REQUIRED WORK:
Each line of the material below that holds the word "Tailwind" needs to be copied.

DATA SECTION:
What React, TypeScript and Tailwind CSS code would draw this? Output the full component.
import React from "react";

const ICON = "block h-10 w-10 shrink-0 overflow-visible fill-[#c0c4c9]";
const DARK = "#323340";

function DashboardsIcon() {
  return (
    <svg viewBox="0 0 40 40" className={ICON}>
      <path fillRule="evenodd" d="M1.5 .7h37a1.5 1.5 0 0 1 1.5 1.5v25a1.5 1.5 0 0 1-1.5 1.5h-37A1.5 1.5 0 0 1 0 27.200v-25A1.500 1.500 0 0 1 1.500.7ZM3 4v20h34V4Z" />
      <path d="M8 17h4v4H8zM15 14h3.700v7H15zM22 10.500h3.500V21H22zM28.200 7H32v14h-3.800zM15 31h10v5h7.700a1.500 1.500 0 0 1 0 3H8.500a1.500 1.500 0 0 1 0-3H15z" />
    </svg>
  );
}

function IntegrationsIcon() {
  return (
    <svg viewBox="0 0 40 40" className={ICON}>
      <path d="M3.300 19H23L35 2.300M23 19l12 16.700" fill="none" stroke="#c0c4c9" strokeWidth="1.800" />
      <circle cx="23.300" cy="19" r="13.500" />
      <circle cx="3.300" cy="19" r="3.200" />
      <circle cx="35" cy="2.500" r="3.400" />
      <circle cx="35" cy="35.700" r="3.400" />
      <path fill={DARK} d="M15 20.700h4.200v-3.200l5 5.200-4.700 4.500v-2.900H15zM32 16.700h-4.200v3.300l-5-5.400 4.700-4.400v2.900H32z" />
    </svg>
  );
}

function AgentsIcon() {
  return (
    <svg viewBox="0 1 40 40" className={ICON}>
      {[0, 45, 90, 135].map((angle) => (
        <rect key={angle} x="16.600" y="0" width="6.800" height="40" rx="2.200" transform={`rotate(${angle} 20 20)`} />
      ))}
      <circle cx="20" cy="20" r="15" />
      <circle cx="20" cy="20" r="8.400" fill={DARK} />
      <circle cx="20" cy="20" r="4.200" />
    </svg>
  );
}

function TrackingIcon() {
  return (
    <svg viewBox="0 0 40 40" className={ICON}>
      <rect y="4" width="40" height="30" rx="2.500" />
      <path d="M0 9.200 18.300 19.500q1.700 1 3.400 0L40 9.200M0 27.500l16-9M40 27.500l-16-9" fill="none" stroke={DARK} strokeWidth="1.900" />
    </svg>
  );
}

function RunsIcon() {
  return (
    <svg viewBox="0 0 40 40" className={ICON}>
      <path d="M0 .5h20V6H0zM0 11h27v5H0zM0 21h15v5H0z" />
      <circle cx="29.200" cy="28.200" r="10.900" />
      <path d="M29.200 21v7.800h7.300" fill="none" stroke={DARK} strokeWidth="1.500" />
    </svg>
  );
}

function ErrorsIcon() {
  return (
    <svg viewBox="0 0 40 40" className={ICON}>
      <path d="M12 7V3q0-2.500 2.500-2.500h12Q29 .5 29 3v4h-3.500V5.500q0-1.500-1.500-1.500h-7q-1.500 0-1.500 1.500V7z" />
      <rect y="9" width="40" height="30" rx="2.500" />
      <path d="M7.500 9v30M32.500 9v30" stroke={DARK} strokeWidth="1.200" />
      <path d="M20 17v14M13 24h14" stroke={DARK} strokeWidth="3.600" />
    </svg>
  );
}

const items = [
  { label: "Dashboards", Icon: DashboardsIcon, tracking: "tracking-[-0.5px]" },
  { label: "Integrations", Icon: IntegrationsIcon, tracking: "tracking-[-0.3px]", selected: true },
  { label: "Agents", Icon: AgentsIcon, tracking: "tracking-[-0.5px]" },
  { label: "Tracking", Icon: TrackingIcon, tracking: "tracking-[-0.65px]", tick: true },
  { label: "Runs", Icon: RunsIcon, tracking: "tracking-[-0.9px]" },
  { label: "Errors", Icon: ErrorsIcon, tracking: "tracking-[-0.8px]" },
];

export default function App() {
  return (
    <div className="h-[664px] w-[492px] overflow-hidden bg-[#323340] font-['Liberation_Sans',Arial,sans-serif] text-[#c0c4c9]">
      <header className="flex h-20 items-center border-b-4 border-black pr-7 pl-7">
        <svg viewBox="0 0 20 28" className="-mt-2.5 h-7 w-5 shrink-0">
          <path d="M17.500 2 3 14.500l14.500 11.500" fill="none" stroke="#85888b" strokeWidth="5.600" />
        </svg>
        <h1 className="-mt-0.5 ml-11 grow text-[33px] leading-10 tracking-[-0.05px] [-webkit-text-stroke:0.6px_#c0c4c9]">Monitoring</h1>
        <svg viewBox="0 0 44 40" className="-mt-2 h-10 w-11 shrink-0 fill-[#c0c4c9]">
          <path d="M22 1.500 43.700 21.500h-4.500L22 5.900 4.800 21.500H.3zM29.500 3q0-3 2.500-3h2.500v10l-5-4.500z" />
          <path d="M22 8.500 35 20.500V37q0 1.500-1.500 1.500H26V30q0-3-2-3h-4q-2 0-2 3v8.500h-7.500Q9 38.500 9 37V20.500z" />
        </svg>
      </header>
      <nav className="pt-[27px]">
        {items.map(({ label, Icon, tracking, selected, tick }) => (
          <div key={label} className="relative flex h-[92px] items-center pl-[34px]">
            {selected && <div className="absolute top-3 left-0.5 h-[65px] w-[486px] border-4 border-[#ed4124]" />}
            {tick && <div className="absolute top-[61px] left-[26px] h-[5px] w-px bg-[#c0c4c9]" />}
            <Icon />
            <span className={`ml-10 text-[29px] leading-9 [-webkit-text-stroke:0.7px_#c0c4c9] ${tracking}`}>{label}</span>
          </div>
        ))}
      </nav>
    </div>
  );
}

---

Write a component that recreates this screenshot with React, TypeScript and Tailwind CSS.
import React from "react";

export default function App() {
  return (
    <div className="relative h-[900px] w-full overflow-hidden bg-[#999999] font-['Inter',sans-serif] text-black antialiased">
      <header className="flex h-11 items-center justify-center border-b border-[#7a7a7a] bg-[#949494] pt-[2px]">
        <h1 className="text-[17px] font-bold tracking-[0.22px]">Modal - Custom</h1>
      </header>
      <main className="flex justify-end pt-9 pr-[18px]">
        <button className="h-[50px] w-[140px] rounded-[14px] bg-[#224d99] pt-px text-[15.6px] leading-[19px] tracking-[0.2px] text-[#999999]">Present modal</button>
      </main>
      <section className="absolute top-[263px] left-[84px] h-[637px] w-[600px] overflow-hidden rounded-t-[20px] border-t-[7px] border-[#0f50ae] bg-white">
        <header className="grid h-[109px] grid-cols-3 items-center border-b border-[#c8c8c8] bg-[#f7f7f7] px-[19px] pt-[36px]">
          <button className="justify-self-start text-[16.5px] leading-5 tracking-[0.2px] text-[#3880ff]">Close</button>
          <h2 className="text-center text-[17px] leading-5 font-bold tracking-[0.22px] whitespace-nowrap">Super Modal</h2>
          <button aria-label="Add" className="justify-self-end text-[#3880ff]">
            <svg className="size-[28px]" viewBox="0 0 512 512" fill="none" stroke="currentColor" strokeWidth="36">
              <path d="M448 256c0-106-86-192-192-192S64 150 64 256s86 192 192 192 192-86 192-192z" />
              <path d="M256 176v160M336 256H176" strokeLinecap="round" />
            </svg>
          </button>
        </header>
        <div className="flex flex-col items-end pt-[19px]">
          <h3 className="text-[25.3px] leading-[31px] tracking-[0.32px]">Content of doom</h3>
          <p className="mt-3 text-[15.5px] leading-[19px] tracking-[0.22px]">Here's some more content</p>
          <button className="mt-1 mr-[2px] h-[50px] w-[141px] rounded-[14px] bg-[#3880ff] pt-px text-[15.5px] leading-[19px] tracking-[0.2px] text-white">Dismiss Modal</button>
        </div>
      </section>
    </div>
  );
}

EXPECTED ANSWER:
What React, TypeScript and Tailwind CSS code would draw this? Output the full component.
Write a component that recreates this screenshot with React, TypeScript and Tailwind CSS.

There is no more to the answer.